米国サッカー連盟はCNNに宛てた声明の中で、イランの国旗を改変した画像については、24時間限定で掲載したと説明。「基本的人権を求めてイランで闘っている女性たちへの支持」を表明するためだったが、当初から(24時間が経過した後は)再び国章のある国旗を掲載する予定だったと述べた。
抗議デモの余波がカタール大会にも
イランでは、9月に22歳のマフサ・アミニが(スカーフの着け方が不適切だとして)道徳警察に身柄を拘束され、その後死亡したことをきっかけに、抗議デモが拡大している。イラン当局は抗議デモを武力で弾圧。デモ参加者を警棒で殴ったり、デモ隊に向けて実弾を発射したりする様子が動画に撮影されている。

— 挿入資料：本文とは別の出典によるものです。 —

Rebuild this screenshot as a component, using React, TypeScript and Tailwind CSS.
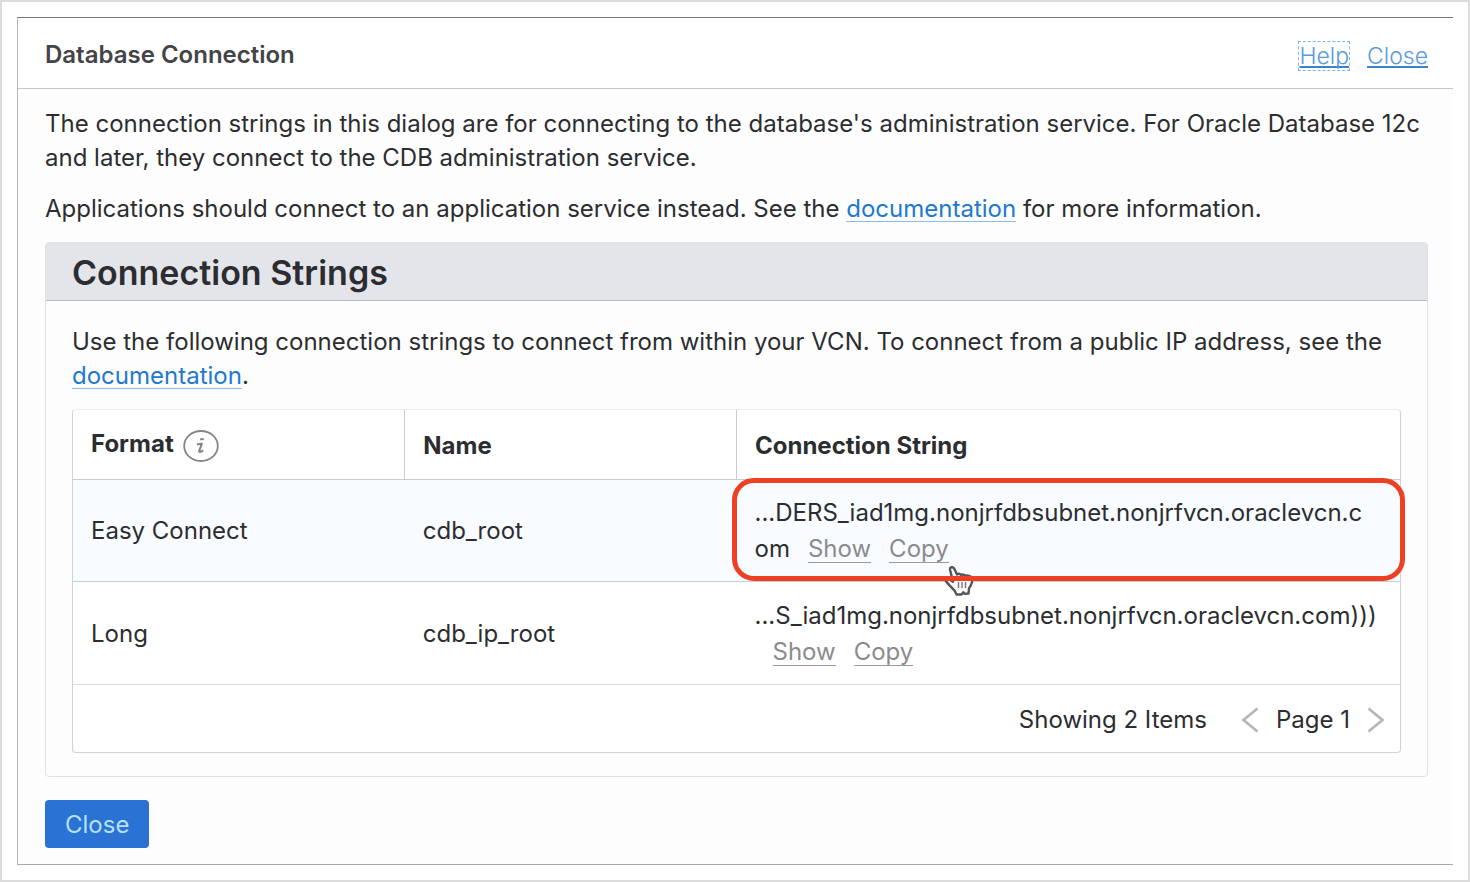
import React from "react";

type Row = { format: string; name: string; lines: string[]; highlighted?: boolean };

const rows: Row[] = [
  {
    format: "Easy Connect",
    name: "cdb_root",
    lines: ["...DERS_iad1mg.nonjrfdbsubnet.nonjrfvcn.oraclevcn.c", "om"],
    highlighted: true,
  },
  {
    format: "Long",
    name: "cdb_ip_root",
    lines: ["...S_iad1mg.nonjrfdbsubnet.nonjrfvcn.oraclevcn.com)))", ""],
  },
];

function DocLink() {
  return (
    <a
      href="#documentation"
      className="text-[#2179cf] underline decoration-[#8dbbe8] decoration-1 underline-offset-4 [text-decoration-skip-ink:none]"
    >
      documentation
    </a>
  );
}

function InfoIcon() {
  return (
    <svg viewBox="0 0 36 32" className="mt-1 h-8 w-9" fill="none" aria-hidden="true">
      <ellipse cx="18" cy="16" rx="16.800" ry="15" stroke="#858585" strokeWidth="1.800" />
      <path d="M17.200 9.200h3.600" stroke="#858585" strokeWidth="2" />
      <path
        d="M14 14.600c1.600-.6 3-.8 4.800-.8l-2.600 7c-.3 1.500 1.300 1.500 4-.4"
        stroke="#858585"
        strokeWidth="2.100"
        strokeLinejoin="round"
      />
    </svg>
  );
}

function Chevron({ direction }: { direction: "left" | "right" }) {
  return (
    <svg viewBox="0 0 18 26" className="h-[26px] w-[18px]" fill="none" stroke="#b5b5b8" strokeWidth="2.6" aria-hidden="true">
      <path d={direction === "left" ? "M16.5 1.5 2.500 13l14 11.500" : "M1.500 1.500 15.500 13l-14 11.500"} />
    </svg>
  );
}

function HandPointer() {
  return (
    <svg viewBox="0 0 34 34" className="absolute top-[85px] left-[206px] h-[34px] w-[34px]" aria-hidden="true">
      <path
        d="M7 4.500C6.500 2 10 1.300 11.300 3.700L14 9.500c1.500-1 3.200-.6 4 .4 1.600-.8 3.200-.3 4 .8 2.600-.6 6 .2 7 2.300.6 3.400-.7 7.200-2.900 10.200l-.6 5.300-4 .3-1.200-1.600-1.800 2.300H13.500l-1.700-3.500C8.800 22.200 5 19.500 2.500 15.500c-1-1.700 1.300-2.500 3.500-1.300l4 2.600z"
        fill="#fafafa"
        stroke="#555"
        strokeWidth="2.400"
        strokeLinejoin="round"
      />
      <path d="M15.500 17v6M19 17v6M22.500 17v6" stroke="#777" strokeWidth="1.400" />
    </svg>
  );
}

function ActionButton({ children }: { children: React.ReactNode }) {
  return (
    <button type="button" className="ml-[18px] border-b border-[#9a9a9a] leading-[26px] text-[#8b8b8d]">
      {children}
    </button>
  );
}

export default function App() {
  return (
    <div className="flex min-h-screen flex-col border-2 border-[#dcdcdc] bg-white p-[15px] font-[Inter,'Liberation_Sans',sans-serif] text-[24px] leading-[34px] text-[#2c2d30]">
      <section className="flex-1 border-t border-b border-l border-t-[#77777a] border-b-[#a9a9ab] border-l-[#b5b5bb] bg-[#fdfdfd]">
        <header className="flex h-[71px] items-center justify-between border-b border-[#c6c6cb] bg-white pt-1 pr-6 pl-[27px]">
          <h1 className="font-semibold text-[#444447]">Database Connection</h1>
          <nav className="flex gap-4 pt-px text-[23px] leading-7 font-light text-[#5a9bdc]">
            <a href="#help" className="border border-dashed border-[#7db4e6] underline decoration-[#3b82c8] decoration-2 underline-offset-2 [text-decoration-skip-ink:none]">
              Help
            </a>
            <a href="#close" className="border border-transparent underline decoration-[#3b82c8] decoration-2 underline-offset-2 [text-decoration-skip-ink:none]">
              Close
            </a>
          </nav>
        </header>

        <div className="pt-[18px] pr-[25px] pl-[27px]">
          <p>
            The connection strings in this dialog are for connecting to the database's administration service. For
            Oracle Database 12c and later, they connect to the CDB administration service.
          </p>
          <p className="mt-[17px]">
            Applications should connect to an application service instead. See the <DocLink /> for more information.
          </p>

          <section className="mt-4 rounded-sm border border-[#e1e1e4]">
            <h2 className="border-b border-[#b9bac2] bg-[#e3e5ea] px-[26px] pt-0.5 text-[34px] leading-[55px] font-semibold">
              Connection Strings
            </h2>
            <div className="px-[26px] pt-6 pb-[23px]">
              <p>
                Use the following connection strings to connect from within your VCN. To connect from a public IP
                address, see the <DocLink />.
              </p>
              <div className="mt-4 rounded-sm border border-[#d2d3d9] border-t-[#ececee] bg-white">
                <table className="w-full table-fixed border-collapse text-left">
                  <thead>
                    <tr className="h-[69px] border-b border-[#c9ccd4]">
                      <th className="w-1/4 border-r border-[#c9ccd4] px-[18px] font-bold">
                        <span className="flex items-center gap-[9px]">
                          Format
                          <InfoIcon />
                        </span>
                      </th>
                      <th className="w-1/4 border-r border-[#c9ccd4] px-[18px] pt-1 font-bold">Name</th>
                      <th className="w-1/2 px-[18px] pt-1 font-bold">Connection String</th>
                    </tr>
                  </thead>
                  <tbody>
                    {rows.map((row) => (
                      <tr
                        key={row.name}
                        className={
                          row.highlighted
                            ? "h-[102px] border-b border-[#c9ccd4] bg-[#f8fbff]"
                            : "h-[103px] border-b border-[#d9d9dc]"
                        }
                      >
                        <td className="px-[18px] pt-0.5">{row.format}</td>
                        <td className="px-[18px] pt-0.5">{row.name}</td>
                        <td className="relative px-[18px] pt-0.5 leading-9">
                          {row.lines[0]}
                          <br />
                          {row.lines[1]}
                          <ActionButton>Show</ActionButton>
                          <ActionButton>Copy</ActionButton>
                          {row.highlighted && (
                            <>
                              <HandPointer />
                              <span className="pointer-events-none absolute -inset-x-[5px] -top-0.5 bottom-0 rounded-[22px] border-[5px] border-[#ee4023]" />
                            </>
                          )}
                        </td>
                      </tr>
                    ))}
                  </tbody>
                </table>
                <div className="flex h-[67px] items-center justify-end pt-1 pr-[15px]">
                  <span>Showing 2 Items</span>
                  <button type="button" aria-label="Previous page" className="ml-[34px]">
                    <Chevron direction="left" />
                  </button>
                  <span className="mx-[17px]">Page 1</span>
                  <button type="button" aria-label="Next page">
                    <Chevron direction="right" />
                  </button>
                </div>
              </div>
            </div>
          </section>

          <button type="button" className="mt-[23px] mb-4 block h-12 rounded-[4px] bg-[#2a72d4] px-5 pt-0.5 text-[#b5e0fb]">
            Close
          </button>
        </div>
      </section>
    </div>
  );
}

だがこうした残虐な弾圧にもかかわらず、抗議デモが鎮静化することはなく、騒動の余波はカタールで開催中のワールドカップにまで及んでいる。イラン代表のこれまでの試合では、スタンドにデモ隊への支持を表明する横断幕や看板が掲げられ、サポーターもイラン政府の支持派と反対派に分かれ、両者の間で言い争いが起きている。
米国サッカー連盟による問題の投稿は、その後すぐに削除され、この「抗議」に関してアメリカ代表が処分されることはなさそうだ。FIFAはこの一件について、コメントを拒否している。
一次リーグ突破がかかった29日の試合の前には、この国旗画像の改変以外にもちょっとしたトラブルが発生。かつてアメリカ代表の監督を務めたユルゲン・クリンスマンが、イラン代表のカルロス・ケイロス監督とイラン代表について、反則すれすれのプレーを行っていると厳しく非難していた。